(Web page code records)
◆ ◆ ◆ ◆ ◆ ◆ ◆

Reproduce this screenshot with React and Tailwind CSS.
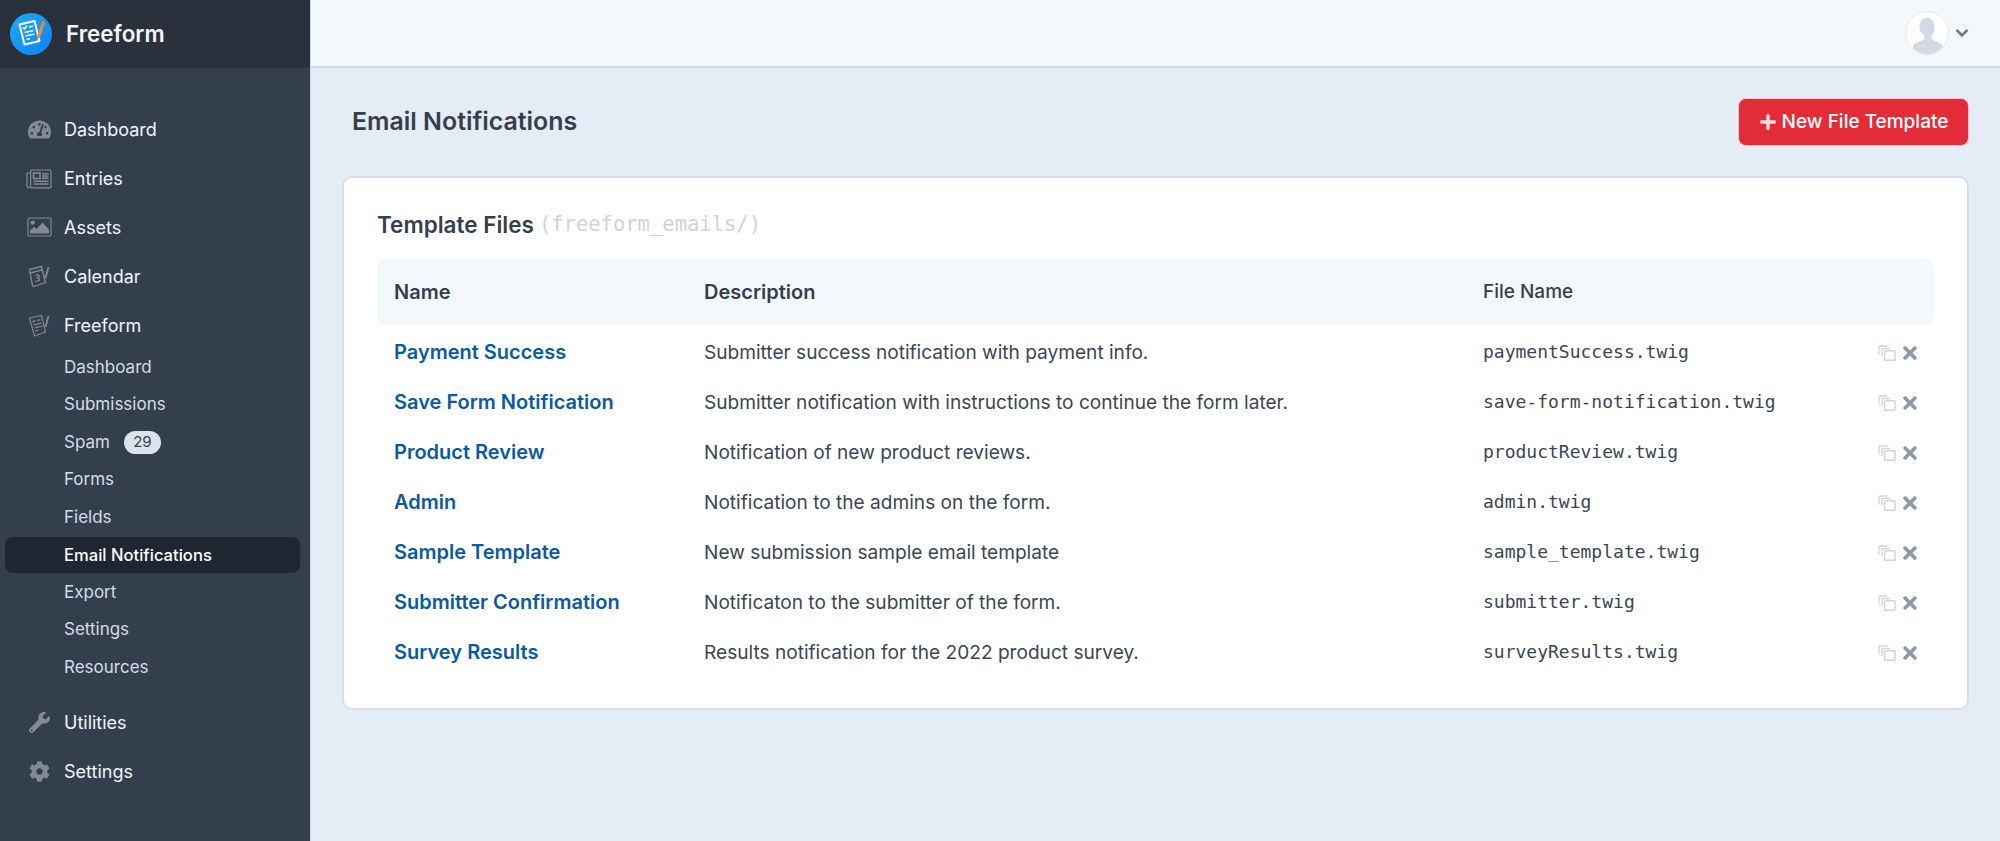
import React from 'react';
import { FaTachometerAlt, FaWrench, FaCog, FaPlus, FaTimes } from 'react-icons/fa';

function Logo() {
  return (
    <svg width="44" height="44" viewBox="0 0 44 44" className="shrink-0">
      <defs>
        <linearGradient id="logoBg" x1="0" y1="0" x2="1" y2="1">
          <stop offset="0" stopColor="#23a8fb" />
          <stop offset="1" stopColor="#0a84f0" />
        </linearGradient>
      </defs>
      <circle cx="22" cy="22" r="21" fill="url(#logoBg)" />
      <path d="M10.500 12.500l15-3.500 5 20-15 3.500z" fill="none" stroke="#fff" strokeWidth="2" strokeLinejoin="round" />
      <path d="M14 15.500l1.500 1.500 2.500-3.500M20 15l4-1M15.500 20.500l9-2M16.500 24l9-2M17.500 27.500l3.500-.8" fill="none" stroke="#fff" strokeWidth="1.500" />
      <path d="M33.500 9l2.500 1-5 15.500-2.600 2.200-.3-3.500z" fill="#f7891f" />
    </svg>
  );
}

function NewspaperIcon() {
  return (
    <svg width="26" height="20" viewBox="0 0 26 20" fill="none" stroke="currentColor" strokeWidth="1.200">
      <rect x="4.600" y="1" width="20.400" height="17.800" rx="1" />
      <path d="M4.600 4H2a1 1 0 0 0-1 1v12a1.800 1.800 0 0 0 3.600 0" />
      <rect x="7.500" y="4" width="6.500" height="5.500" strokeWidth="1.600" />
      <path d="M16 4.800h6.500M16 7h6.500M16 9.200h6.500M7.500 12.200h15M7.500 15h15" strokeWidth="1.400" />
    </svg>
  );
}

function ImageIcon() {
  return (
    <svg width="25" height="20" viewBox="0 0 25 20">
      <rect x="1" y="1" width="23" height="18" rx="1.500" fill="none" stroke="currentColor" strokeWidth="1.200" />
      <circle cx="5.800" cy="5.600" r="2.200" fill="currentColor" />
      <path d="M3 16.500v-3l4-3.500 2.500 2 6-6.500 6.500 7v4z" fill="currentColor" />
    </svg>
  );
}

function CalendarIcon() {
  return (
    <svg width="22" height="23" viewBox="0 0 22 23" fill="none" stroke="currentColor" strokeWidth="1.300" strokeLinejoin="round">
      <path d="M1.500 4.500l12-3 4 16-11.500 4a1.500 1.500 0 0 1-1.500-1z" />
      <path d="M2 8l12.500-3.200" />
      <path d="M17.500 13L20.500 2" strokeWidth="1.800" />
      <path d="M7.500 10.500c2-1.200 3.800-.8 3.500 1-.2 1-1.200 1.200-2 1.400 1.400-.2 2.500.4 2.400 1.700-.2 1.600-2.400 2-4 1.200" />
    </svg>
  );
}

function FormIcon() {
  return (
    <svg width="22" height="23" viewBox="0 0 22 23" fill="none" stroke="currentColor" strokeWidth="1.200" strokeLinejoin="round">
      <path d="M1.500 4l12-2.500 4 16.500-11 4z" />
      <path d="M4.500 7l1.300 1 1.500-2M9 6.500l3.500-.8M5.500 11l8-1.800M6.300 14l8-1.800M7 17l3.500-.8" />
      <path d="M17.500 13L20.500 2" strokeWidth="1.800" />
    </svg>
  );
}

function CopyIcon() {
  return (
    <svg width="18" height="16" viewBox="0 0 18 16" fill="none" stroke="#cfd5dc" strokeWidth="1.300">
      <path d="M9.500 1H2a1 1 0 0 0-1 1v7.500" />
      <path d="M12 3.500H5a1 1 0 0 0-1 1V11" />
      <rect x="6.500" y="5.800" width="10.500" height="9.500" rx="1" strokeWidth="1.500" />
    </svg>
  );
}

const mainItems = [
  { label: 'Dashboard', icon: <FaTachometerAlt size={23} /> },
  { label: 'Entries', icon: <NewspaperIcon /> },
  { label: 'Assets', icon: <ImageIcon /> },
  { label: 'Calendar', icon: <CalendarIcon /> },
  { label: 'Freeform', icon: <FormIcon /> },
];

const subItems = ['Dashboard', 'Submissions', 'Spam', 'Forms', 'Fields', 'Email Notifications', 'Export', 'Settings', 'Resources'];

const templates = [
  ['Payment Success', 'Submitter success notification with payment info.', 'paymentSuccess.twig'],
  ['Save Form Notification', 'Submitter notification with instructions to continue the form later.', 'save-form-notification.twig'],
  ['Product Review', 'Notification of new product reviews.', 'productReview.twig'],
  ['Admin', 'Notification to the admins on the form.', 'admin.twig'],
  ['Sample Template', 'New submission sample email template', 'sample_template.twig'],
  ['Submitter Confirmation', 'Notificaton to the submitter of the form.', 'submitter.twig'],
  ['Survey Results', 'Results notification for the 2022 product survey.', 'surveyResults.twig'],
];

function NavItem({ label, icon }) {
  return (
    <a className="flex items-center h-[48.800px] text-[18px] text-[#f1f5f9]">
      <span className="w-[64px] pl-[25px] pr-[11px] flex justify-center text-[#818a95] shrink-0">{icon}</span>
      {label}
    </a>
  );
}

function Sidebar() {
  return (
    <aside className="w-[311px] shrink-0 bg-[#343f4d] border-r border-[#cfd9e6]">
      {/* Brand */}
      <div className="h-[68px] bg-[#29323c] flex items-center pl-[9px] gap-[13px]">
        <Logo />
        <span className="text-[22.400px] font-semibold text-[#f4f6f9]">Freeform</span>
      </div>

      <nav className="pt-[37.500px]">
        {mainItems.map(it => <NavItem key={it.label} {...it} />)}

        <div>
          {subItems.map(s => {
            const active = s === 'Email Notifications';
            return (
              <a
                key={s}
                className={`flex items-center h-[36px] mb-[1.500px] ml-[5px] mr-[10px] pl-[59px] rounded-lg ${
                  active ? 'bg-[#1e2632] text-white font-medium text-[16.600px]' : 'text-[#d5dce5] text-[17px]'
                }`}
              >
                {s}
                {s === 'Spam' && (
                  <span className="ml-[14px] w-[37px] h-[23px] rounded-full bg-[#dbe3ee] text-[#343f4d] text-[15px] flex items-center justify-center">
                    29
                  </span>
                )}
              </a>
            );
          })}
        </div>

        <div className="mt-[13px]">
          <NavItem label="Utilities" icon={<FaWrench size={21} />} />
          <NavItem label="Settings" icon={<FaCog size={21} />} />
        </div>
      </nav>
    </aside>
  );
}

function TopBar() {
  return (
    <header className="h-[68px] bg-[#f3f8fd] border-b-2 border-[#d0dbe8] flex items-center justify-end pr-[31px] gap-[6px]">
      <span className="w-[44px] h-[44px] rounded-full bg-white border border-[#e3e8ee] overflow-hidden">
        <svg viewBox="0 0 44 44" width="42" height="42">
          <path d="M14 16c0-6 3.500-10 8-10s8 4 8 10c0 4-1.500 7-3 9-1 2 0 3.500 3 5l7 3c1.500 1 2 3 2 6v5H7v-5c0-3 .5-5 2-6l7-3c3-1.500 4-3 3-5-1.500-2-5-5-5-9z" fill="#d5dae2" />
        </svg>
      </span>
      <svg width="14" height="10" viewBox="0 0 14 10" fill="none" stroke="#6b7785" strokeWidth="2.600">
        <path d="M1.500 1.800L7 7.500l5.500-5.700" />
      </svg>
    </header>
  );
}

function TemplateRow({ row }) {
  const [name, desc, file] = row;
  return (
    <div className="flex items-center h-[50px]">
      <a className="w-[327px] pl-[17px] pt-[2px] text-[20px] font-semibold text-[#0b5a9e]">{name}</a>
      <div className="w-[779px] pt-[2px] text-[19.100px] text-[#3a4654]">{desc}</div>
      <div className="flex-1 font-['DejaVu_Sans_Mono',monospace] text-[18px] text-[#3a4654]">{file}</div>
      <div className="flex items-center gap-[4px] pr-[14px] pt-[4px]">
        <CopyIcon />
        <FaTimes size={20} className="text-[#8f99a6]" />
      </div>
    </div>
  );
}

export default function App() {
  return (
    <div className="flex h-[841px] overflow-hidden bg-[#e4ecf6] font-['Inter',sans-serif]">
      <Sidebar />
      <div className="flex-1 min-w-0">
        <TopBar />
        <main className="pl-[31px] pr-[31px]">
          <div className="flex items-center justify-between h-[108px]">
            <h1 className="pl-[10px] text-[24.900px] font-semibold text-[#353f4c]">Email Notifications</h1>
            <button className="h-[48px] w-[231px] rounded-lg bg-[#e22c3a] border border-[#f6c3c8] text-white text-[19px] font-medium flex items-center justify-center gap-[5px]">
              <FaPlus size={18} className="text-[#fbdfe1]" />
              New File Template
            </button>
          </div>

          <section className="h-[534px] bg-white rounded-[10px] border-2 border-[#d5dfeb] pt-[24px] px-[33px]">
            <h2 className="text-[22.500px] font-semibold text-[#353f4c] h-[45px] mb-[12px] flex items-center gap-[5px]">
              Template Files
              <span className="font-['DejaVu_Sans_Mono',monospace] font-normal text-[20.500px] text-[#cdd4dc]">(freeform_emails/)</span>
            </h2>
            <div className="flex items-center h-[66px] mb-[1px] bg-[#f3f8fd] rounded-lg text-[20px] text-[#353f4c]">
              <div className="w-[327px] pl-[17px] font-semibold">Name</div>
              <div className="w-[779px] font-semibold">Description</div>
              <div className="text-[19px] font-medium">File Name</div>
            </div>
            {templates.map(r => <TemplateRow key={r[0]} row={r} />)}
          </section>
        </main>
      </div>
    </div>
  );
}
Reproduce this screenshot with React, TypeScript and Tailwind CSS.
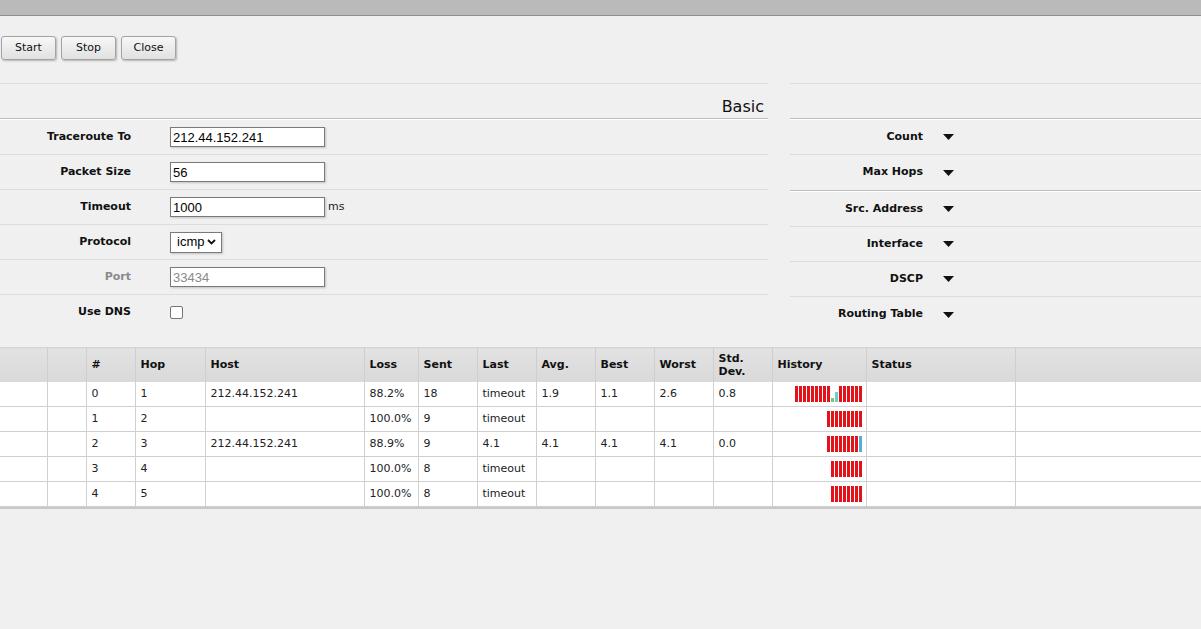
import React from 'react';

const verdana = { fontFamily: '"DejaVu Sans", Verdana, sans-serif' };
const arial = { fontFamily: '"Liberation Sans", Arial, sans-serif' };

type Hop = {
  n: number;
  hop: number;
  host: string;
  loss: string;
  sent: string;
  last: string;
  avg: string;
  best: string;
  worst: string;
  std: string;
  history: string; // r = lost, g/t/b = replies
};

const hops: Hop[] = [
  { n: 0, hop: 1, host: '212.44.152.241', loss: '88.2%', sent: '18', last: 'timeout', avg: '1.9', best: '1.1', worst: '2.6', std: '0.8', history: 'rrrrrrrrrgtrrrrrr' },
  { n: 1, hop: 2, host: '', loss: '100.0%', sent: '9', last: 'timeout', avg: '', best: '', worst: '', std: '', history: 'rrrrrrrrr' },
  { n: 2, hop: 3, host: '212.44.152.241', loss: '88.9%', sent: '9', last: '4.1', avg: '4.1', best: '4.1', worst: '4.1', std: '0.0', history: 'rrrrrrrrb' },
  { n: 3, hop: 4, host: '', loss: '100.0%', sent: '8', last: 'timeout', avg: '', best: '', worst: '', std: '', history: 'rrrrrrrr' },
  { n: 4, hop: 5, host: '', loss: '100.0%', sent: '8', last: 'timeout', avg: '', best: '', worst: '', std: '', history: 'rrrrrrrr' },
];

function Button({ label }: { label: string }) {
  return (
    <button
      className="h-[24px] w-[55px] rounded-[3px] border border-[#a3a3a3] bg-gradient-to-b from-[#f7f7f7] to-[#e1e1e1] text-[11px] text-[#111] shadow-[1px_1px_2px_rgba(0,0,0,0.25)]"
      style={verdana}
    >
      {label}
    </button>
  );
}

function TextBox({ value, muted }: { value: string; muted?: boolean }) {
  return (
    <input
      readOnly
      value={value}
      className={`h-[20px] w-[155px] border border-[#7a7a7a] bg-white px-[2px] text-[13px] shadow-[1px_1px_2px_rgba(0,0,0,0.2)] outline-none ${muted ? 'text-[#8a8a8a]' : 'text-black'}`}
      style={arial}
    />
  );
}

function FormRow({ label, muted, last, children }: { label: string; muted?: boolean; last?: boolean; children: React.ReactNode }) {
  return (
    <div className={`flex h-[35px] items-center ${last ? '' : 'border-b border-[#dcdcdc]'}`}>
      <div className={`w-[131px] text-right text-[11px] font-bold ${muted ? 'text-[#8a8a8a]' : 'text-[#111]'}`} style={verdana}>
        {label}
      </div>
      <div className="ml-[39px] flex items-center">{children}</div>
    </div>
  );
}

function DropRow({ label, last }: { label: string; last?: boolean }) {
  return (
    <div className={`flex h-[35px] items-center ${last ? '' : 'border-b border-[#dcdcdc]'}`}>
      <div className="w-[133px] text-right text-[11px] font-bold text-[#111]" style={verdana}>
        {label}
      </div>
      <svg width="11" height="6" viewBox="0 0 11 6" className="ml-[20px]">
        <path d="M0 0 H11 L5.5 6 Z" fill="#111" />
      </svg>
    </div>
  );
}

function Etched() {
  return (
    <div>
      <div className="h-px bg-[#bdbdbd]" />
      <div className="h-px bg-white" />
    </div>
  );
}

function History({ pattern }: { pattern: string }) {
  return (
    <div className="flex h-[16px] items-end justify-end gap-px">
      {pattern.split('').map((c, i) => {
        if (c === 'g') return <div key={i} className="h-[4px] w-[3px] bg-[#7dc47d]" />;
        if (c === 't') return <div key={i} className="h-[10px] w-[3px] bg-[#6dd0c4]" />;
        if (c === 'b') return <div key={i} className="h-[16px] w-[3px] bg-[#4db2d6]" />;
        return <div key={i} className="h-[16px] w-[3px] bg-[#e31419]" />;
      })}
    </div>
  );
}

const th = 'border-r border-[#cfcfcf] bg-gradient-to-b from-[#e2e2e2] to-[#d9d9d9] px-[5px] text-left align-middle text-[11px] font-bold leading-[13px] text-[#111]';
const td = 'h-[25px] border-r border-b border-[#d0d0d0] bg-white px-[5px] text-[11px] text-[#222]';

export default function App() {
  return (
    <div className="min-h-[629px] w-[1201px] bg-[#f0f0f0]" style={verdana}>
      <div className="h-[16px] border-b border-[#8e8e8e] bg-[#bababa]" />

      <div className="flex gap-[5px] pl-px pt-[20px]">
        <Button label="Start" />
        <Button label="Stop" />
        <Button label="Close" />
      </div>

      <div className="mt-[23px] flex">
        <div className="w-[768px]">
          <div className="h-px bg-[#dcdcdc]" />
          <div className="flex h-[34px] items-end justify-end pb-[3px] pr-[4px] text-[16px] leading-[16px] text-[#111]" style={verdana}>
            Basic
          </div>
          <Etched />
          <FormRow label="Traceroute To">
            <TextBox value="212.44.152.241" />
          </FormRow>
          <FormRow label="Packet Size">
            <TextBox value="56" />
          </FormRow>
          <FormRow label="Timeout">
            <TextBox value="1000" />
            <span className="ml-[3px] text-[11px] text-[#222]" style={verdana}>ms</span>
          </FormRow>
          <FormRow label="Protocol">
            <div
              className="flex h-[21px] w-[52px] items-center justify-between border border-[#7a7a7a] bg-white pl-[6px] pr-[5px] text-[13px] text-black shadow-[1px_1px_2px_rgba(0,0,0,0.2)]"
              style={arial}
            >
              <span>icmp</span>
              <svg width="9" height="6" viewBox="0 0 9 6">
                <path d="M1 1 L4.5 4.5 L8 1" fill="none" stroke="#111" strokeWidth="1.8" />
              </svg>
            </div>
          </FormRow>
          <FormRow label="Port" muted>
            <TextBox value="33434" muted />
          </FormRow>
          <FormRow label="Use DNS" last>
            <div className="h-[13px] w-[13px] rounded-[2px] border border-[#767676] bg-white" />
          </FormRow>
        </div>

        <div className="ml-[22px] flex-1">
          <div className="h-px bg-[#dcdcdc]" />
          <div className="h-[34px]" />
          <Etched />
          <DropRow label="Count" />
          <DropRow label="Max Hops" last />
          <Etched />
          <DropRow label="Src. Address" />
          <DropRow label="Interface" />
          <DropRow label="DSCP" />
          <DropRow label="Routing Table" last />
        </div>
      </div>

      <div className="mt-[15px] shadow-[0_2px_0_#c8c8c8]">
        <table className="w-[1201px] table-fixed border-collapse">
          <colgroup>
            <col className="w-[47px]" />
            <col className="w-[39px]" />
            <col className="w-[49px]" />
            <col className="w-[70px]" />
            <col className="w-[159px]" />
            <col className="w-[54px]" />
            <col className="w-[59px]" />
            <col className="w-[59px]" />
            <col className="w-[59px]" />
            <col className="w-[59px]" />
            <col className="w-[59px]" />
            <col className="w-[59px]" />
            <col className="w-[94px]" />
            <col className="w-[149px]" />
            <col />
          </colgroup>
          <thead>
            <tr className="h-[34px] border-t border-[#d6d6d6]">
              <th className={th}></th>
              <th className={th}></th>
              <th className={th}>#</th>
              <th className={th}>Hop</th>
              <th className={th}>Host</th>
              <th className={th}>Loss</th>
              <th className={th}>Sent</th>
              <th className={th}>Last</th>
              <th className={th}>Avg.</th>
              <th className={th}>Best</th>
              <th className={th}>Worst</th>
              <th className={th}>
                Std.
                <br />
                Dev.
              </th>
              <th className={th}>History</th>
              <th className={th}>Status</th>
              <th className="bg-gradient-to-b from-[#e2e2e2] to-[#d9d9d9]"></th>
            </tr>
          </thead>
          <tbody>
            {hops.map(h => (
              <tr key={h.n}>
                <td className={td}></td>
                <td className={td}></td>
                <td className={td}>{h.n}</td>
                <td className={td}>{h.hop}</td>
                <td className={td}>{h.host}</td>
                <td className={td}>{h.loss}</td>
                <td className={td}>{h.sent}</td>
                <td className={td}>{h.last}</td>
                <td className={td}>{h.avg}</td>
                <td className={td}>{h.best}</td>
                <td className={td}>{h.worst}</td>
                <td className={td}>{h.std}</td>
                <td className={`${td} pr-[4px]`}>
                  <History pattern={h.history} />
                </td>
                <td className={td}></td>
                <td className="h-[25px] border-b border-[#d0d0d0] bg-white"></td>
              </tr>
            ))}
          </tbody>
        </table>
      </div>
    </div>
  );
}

◆ ◆ ◆ ◆ ◆ ◆ ◆

Written task
From the first line above to the line containing "FaCog, FaPlus, FaTimes", repeat each line exactly. Pictures stay out.

Task answer
Reproduce this screenshot with React and Tailwind CSS.
import React from 'react';
import { FaTachometerAlt, FaWrench, FaCog, FaPlus, FaTimes } from 'react-icons/fa';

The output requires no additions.